Oh! what a lovely war
A great ensemble cast put in a sterling war effort in this smart drama , writes Tara Brady THEIR FINEST ★★★★ Directed by Lone Scherfig. Starring Gemma Arterton, Sam Claflin, Bill Nighy, Helen McCrory, Jack Huston, Richard E. Grant, Rachael Stirling, Henry Goodman, Jeremy Irons.
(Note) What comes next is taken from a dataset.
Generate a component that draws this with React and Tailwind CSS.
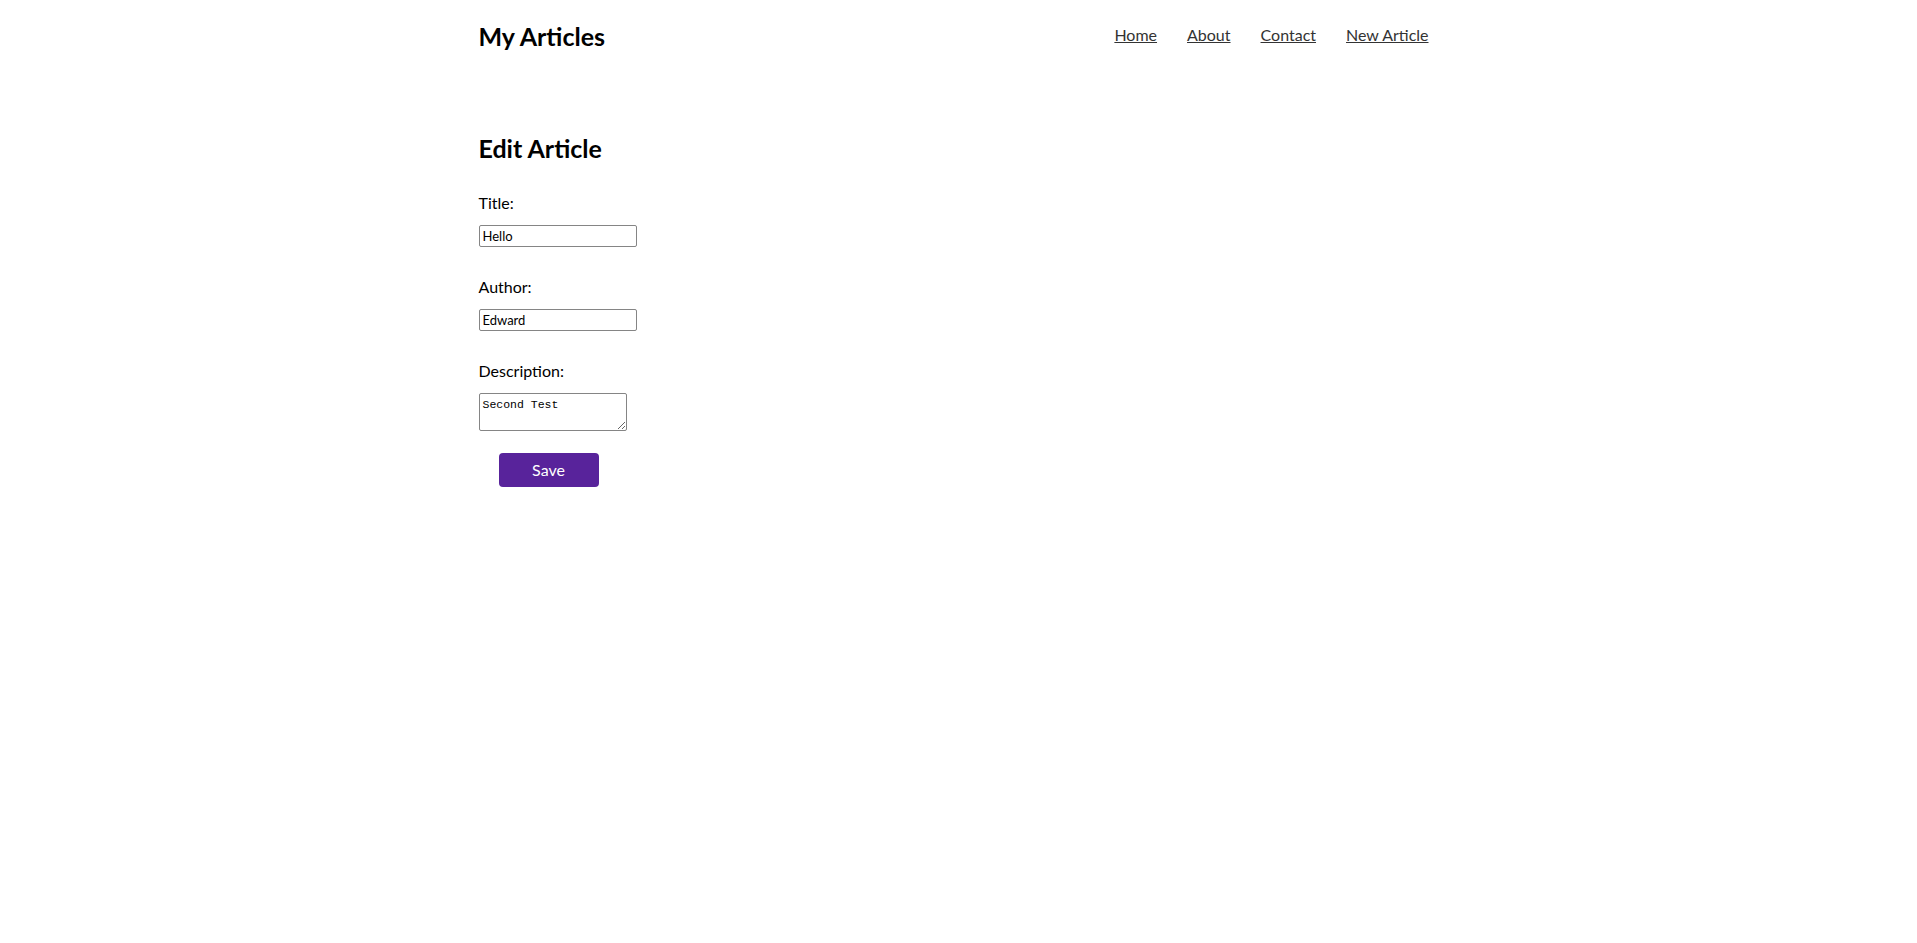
export default function App() {
  const font = { fontFamily: "Lato, 'Noto Sans', sans-serif" };
  return (
    <div className="min-h-screen bg-white text-black" style={font}>
      <div className="max-w-[960px] mx-auto">
        <header className="flex justify-between items-start pt-[22px]">
          <h1 className="text-[25px] leading-[29px] font-bold">My Articles</h1>
          <nav className="flex gap-[30px] pr-[10px] mt-[3px] text-[16px] leading-[20px]">
            <a href="#" className="underline text-[#333]">Home</a>
            <a href="#" className="underline text-[#333]">About</a>
            <a href="#" className="underline text-[#333]">Contact</a>
            <a href="#" className="underline text-[#333]">New Article</a>
          </nav>
        </header>
        <main className="mt-[83px]">
          <h2 className="text-[25px] leading-[29px] font-bold">Edit Article</h2>
          <form className="mt-[28px] flex flex-col items-start" onSubmit={(e) => e.preventDefault()}>
            <label className="block text-[16px] leading-[24px]">Title:</label>
            <input
              defaultValue="Hello"
              className="mt-[10px] w-[158px] h-[22px] border border-[#858585] rounded-[2px] px-[3px] text-[13px] text-black outline-none"
              style={font}
            />
            <label className="block mt-[28px] text-[16px] leading-[24px]">Author:</label>
            <input
              defaultValue="Edward"
              className="mt-[10px] w-[158px] h-[22px] border border-[#858585] rounded-[2px] px-[3px] text-[13px] text-black outline-none"
              style={font}
            />
            <label className="block mt-[28px] text-[16px] leading-[24px]">Description:</label>
            <textarea
              defaultValue="Second Test"
              className="mt-[10px] w-[148px] h-[38px] border border-[#858585] rounded-[2px] px-[3px] pt-[4px] pb-[2px] text-[11.5px] leading-[14px] text-black outline-none resize"
              style={{ fontFamily: "'Liberation Mono', 'DejaVu Sans Mono', monospace" }}
            />
            <button
              type="submit"
              className="mt-[22px] ml-[20px] w-[100px] h-[34px] rounded-[4px] bg-[#58239b] text-white text-[16px]"
            >
              Save
            </button>
          </form>
        </main>
      </div>
    </div>
  );
}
Cert 12A, gen release, 117mins Looking back to the unlovely 2013 flop Hansel & Gretel: Witch Hunters, it hardly seems fair that Hansel (the perfectly capable Jeremy Renner) has subsequently been seen by billions of punters (thank you, Marvelverse), while his more talented co-star Gemma Arterton has failed to set the box office alight, even when she appears in such terrific movies as The Girl with All the Gifts.
Arterton does tremendous work in this second World War drama from Lone Scherfig, bringing a rare vulnerability to a Blitz-era heroine where a lesser thespian might have opted for full-blown Stiff Upper Lip: picture Brief Encounter’s Celia Johnson with a Welsh lilt.
Following on from Hidden Figures’ recent excavation of overlooked herstory, this adaptation of Lissa Evans’ novel Their Finest Hour and a Half examines the role of women on the home front.
During the 1940 bombing of London, talented copywriter Catrin Cole (Arterton) is drafted in by the Ministry of Information’s Film Division to bring a female perspective to their propaganda reels.
“Obviously we can’t pay you as much as the chaps,” her supervisor (Richard E Grant) explains matter-of-factly.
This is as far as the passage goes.